3 thoughts on “Permissionless Innovation in Electricity: the Benefits of Experimentation”

  1. Lynne,

    Nice talk. That looked like a good meeting.

    One thing I’ve long thought about in the electricity innovaton context is the degree to which reliability is an unpriced good for energy consumers. We “need” 99.9995% reliable grids because we don’t have an option to purchase (or forego purchase and engage in self-help) of anything less. So we get the gold-plated T&D system that bakes in fragility (reminds me of Nasim Taleb). But in telecoms people have opted for less reliability when it is coupled to other things they value more (land line versus smart phone).

    Just a thought.

    MW

  2. Lynne Kiesling

    Thanks! I agree with your point about reliability as a differentiation dimension, even in network industries. In fact, Mike G and I had a paper about a decade ago about selling reliability as a differentiated product to retail customers, and how digital switches make it that much cheaper, and potentially more valuable to consumers, to do so. If I can save money by entering into a retail contract in which I can set different trigger prices on different systems or different rooms in my home, the technology now exists to make that value proposition possible.
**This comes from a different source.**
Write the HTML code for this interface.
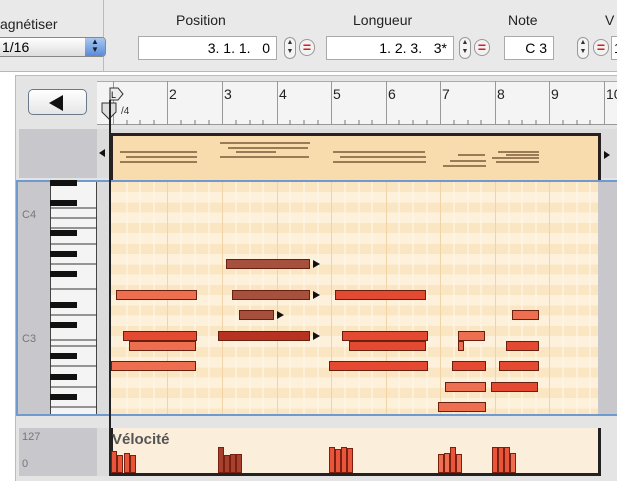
<!DOCTYPE html>
<html><head><meta charset="utf-8"><style>
*{margin:0;padding:0;box-sizing:border-box}
body{width:617px;height:481px;background:#fff;position:relative;overflow:hidden;font-family:"Liberation Sans",sans-serif}
.a{position:absolute}
.lbl{font-size:14px;color:#222}
.fld{background:#fff;border:1px solid #aaa;font-size:14px;text-align:right;padding-right:6px;line-height:22px;height:24px;top:36px}
.st{top:37px;width:12px;height:22px;border:1px solid #999;border-radius:6px;background:#f4f4f4;font-size:7px;text-align:center;line-height:9px;color:#333}
.eq{top:39px;width:16px;height:17px;border:1px solid #999;border-radius:8px;background:#f2f2f2;color:#d02020;font-weight:bold;font-size:14px;text-align:center;line-height:15px}
.n{position:absolute;height:10px;border:1px solid #6a2010}
.o{background:#ee6e50}.r{background:#e44a32}.b{background:#a8503e}.d{background:#b83222}
.ar{position:absolute;width:0;height:0;border-top:4px solid transparent;border-bottom:4px solid transparent;border-left:7px solid #111}
.v{position:absolute;bottom:0;border:1px solid #7a2010;background:#e8553a;width:6px}
</style></head><body>
<div class="a" style="left:0;top:0;width:617px;height:72px;background:#e9e9e9;border-bottom:1px solid #b8b8b8"></div>
<div class="a" style="left:103px;top:0;width:1px;height:72px;background:#bbb"></div>
<div class="a lbl" style="left:0;top:16px">agnétiser</div>
<div class="a" style="left:-4px;top:37px;width:110px;height:20px;border:1px solid #888;border-radius:4px;background:linear-gradient(#fff,#ddd);font-size:14px;line-height:18px;padding-left:5px">1/16</div>
<div class="a" style="left:85px;top:38px;width:20px;height:18px;background:linear-gradient(#a8c8f0,#5a8ad8);border-radius:0 3px 3px 0;color:#123;font-size:8px;text-align:center;line-height:8px">▲<br>▼</div>
<div class="a lbl" style="left:176px;top:12px">Position</div>
<div class="a lbl" style="left:353px;top:12px">Longueur</div>
<div class="a lbl" style="left:508px;top:12px">Note</div>
<div class="a lbl" style="left:605px;top:12px">V</div>
<div class="a fld" style="left:138px;width:139px">3. 1. 1. &nbsp;&nbsp;0</div>
<div class="a st" style="left:284px">▲<br>▼</div><div class="a eq" style="left:299px">=</div>
<div class="a fld" style="left:326px;width:128px">1. 2. 3. &nbsp;&nbsp;3*</div>
<div class="a st" style="left:459px">▲<br>▼</div><div class="a eq" style="left:474px">=</div>
<div class="a fld" style="left:504px;width:50px">C 3</div>
<div class="a st" style="left:577px">▲<br>▼</div><div class="a eq" style="left:593px">=</div>
<div class="a fld" style="left:611px;width:20px;text-align:left;padding-left:2px">1</div>

<div class="a" style="left:15px;top:75px;width:602px;height:406px;background:#e4e4e4;border-left:1px solid #bbb;border-top:1px solid #bbb"></div>
<div class="a" style="left:28px;top:89px;width:59px;height:26px;border:1px solid #6a7a8a;border-radius:5px;background:linear-gradient(#fff,#e6e6e6)"></div>
<div class="a" style="left:49px;top:95px;border-top:8px solid transparent;border-bottom:8px solid transparent;border-right:14px solid #111"></div>
<div class="a" style="left:97px;top:81px;width:520px;height:44px;background:#f4f4f4;border-top:1px solid #aaa;border-bottom:1px solid #999"></div>
<svg class="a" style="left:0;top:0" width="617" height="481">
<g stroke="#999" stroke-width="1">
<line x1="113.5" y1="81" x2="113.5" y2="125"/><line x1="167.5" y1="81" x2="167.5" y2="125"/><line x1="222.5" y1="81" x2="222.5" y2="125"/><line x1="277.5" y1="81" x2="277.5" y2="125"/><line x1="331.5" y1="81" x2="331.5" y2="125"/><line x1="386.5" y1="81" x2="386.5" y2="125"/><line x1="440.5" y1="81" x2="440.5" y2="125"/><line x1="495.5" y1="81" x2="495.5" y2="125"/><line x1="549.5" y1="81" x2="549.5" y2="125"/><line x1="604.5" y1="81" x2="604.5" y2="125"/>
</g>
<g stroke="#777">
<path d="M127 120v5M140 120v5M154 120v5M181 120v5M195 120v5M209 120v5M236 120v5M250 120v5M263 120v5M290 120v5M304 120v5M318 120v5M345 120v5M359 120v5M372 120v5M399 120v5M413 120v5M427 120v5M454 120v5M468 120v5M481 120v5M509 120v5M522 120v5M536 120v5M563 120v5M577 120v5M590 120v5"/>
</g>
<g font-size="14" fill="#222" font-family="Liberation Sans"><text x="169" y="99">2</text><text x="224" y="99">3</text><text x="279" y="99">4</text><text x="333" y="99">5</text><text x="388" y="99">6</text><text x="442" y="99">7</text><text x="497" y="99">8</text><text x="551" y="99">9</text><text x="606" y="99">10</text></g>
<path d="M110 88h8l5 6-5 6h-8z" fill="#eee" stroke="#333"/><text x="111" y="98" font-size="9">L</text>
<path d="M102 103h14v9l-7 7-7-7z" fill="#ddd" stroke="#333"/><text x="121" y="114" font-size="10" fill="#333">/4</text>
</svg>
<!-- overview -->
<div class="a" style="left:19px;top:129px;width:78px;height:49px;background:#c8c8cc"></div>
<div class="a" style="left:97px;top:129px;width:520px;height:49px;background:#dcdcdc"></div>
<div class="a" style="left:110px;top:133px;width:491px;height:47px;background:#f8dcae;border:3px solid #2a2020;border-bottom:none"></div>
<div class="a" style="left:99px;top:149px;border-top:4px solid transparent;border-bottom:4px solid transparent;border-right:6px solid #111"></div>
<div class="a" style="left:604px;top:151px;border-top:4px solid transparent;border-bottom:4px solid transparent;border-left:6px solid #111"></div>
<svg class="a" style="left:0;top:0" width="617" height="481"><g stroke="#7a5a3a" stroke-width="1.5">
<path d="M120 152h77M126 157h71M120 162h77M220 143h90M228 148h80M236 152h40M220 157h89M333 152h92M340 157h86M333 162h93M458 155h27M450 161h36M443 166h43M498 152h41M492 158h47M496 162h43M506 155h33"/></g></svg>
<!-- piano roll -->
<div class="a" style="left:16px;top:180px;width:601px;height:236px;border:2px solid #6e9ad0;border-right:none;background:#c8c8cc"></div>
<div class="a" style="left:50px;top:182px;width:47px;height:232px;background:#f4f4f4;border-left:1px solid #444;border-right:1px solid #444"></div>
<div class="a" style="left:97px;top:182px;width:13px;height:232px;background:#dcdcdc"></div>
<div class="a" style="left:110px;top:182px;width:488px;height:232px;background:repeating-linear-gradient(#fbe6c4 0 10px,#fdf1dc 10px 20.6px)"></div>
<svg class="a" style="left:0;top:0" width="617" height="481">
<g stroke="#fff8ec" stroke-width="1"><path d="M127 182v232M140 182v232M154 182v232M181 182v232M195 182v232M209 182v232M236 182v232M250 182v232M263 182v232M290 182v232M304 182v232M318 182v232M345 182v232M359 182v232M372 182v232M399 182v232M413 182v232M427 182v232M454 182v232M468 182v232M481 182v232M509 182v232M522 182v232M536 182v232M563 182v232M577 182v232M590 182v232"/></g>
<g stroke="#f0d4a8"><path d="M167.5 182v232M222.5 182v232M277.5 182v232M331.5 182v232M386.5 182v232M440.5 182v232M495.5 182v232M549.5 182v232"/></g>
<g stroke="#333"><path d="M50 208h47M50 218h47M50 228h47M50 244h47M50 264h47M50 289h47M50 315h47M50 340h47M50 346h47M50 366h47M50 387h47M50 407h47"/></g>
<g fill="#111"><rect x="50" y="180" width="27" height="6"/><rect x="50" y="200" width="27" height="6"/><rect x="50" y="230" width="27" height="6"/><rect x="50" y="251" width="27" height="6"/><rect x="50" y="271" width="27" height="6"/><rect x="50" y="302" width="27" height="6"/><rect x="50" y="322" width="27" height="6"/><rect x="50" y="353" width="27" height="6"/><rect x="50" y="374" width="27" height="6"/><rect x="50" y="394" width="27" height="6"/></g>
<g font-size="11" fill="#777"><text x="22" y="218">C4</text><text x="22" y="342">C3</text></g>
</svg>
<div class="n b" style="left:226px;top:259px;width:84px"></div><div class="ar" style="left:313px;top:260px"></div>
<div class="n o" style="left:116px;top:290px;width:81px"></div>
<div class="n b" style="left:232px;top:290px;width:78px"></div><div class="ar" style="left:313px;top:291px"></div>
<div class="n r" style="left:335px;top:290px;width:91px"></div>
<div class="n b" style="left:239px;top:310px;width:35px"></div><div class="ar" style="left:277px;top:311px"></div>
<div class="n o" style="left:512px;top:310px;width:27px"></div>
<div class="n r" style="left:123px;top:331px;width:74px"></div>
<div class="n d" style="left:218px;top:331px;width:92px"></div><div class="ar" style="left:313px;top:332px"></div>
<div class="n r" style="left:342px;top:331px;width:86px"></div>
<div class="n o" style="left:458px;top:331px;width:27px"></div>
<div class="n o" style="left:129px;top:341px;width:67px"></div>
<div class="n r" style="left:349px;top:341px;width:77px"></div>
<div class="n o" style="left:458px;top:341px;width:6px"></div>
<div class="n r" style="left:506px;top:341px;width:33px"></div>
<div class="n o" style="left:111px;top:361px;width:85px"></div>
<div class="n r" style="left:329px;top:361px;width:99px"></div>
<div class="n r" style="left:452px;top:361px;width:34px"></div>
<div class="n r" style="left:499px;top:361px;width:40px"></div>
<div class="n o" style="left:445px;top:382px;width:41px"></div>
<div class="n r" style="left:491px;top:382px;width:47px"></div>
<div class="n o" style="left:438px;top:402px;width:48px"></div>
<!-- velocity -->
<div class="a" style="left:19px;top:428px;width:78px;height:48px;background:#c8c8cc;font-size:11px;color:#777"><span class="a" style="left:3px;top:3px">127</span><span class="a" style="left:3px;top:30px">0</span></div>
<div class="a" style="left:97px;top:428px;width:13px;height:48px;background:#dcdcdc"></div>
<div class="a" style="left:110px;top:428px;width:491px;height:48px;background:#fbeedb;border-left:3px solid #222;border-right:3px solid #222;border-bottom:3px solid #222"></div>
<div class="a" style="left:112px;top:431px;font-size:15px;font-weight:bold;color:#555">Vélocité</div>
<div class="a" style="left:110px;top:440px;width:491px;height:33px">
<div class="v" style="left:1px;height:22px"></div><div class="v" style="left:7px;height:18px"></div><div class="v" style="left:14px;height:20px"></div><div class="v" style="left:20px;height:18px"></div>
<div class="v" style="left:108px;height:26px;background:#a84030"></div><div class="v" style="left:114px;height:18px;background:#a84030"></div><div class="v" style="left:120px;height:19px;background:#a84030"></div><div class="v" style="left:126px;height:19px;background:#a84030"></div>
<div class="v" style="left:219px;height:26px"></div><div class="v" style="left:225px;height:24px"></div><div class="v" style="left:231px;height:26px"></div><div class="v" style="left:237px;height:25px"></div>
<div class="v" style="left:328px;height:19px;background:#ee6e50"></div><div class="v" style="left:334px;height:20px;background:#ee6e50"></div><div class="v" style="left:340px;height:26px"></div><div class="v" style="left:346px;height:19px;background:#ee6e50"></div>
<div class="v" style="left:382px;height:26px"></div><div class="v" style="left:388px;height:26px"></div><div class="v" style="left:394px;height:26px"></div><div class="v" style="left:400px;height:20px;background:#ee6e50"></div>
</div>
<div class="a" style="left:109px;top:100px;width:2px;height:376px;background:#222"></div>
</body></html>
  3. Just looked up the ALEC resolution on smart metering, which states the relatively uncontroversial point that everyone who uses the grid should help pay for the grid. The point is reasonable, but subtle: using the grid off-peak imposes different costs than using it one peak, etc. And consumers willing to be interrupted can quite reasonable expect to pay less than consumers who want reliability that the status quo claims/and or demands of the existing grid.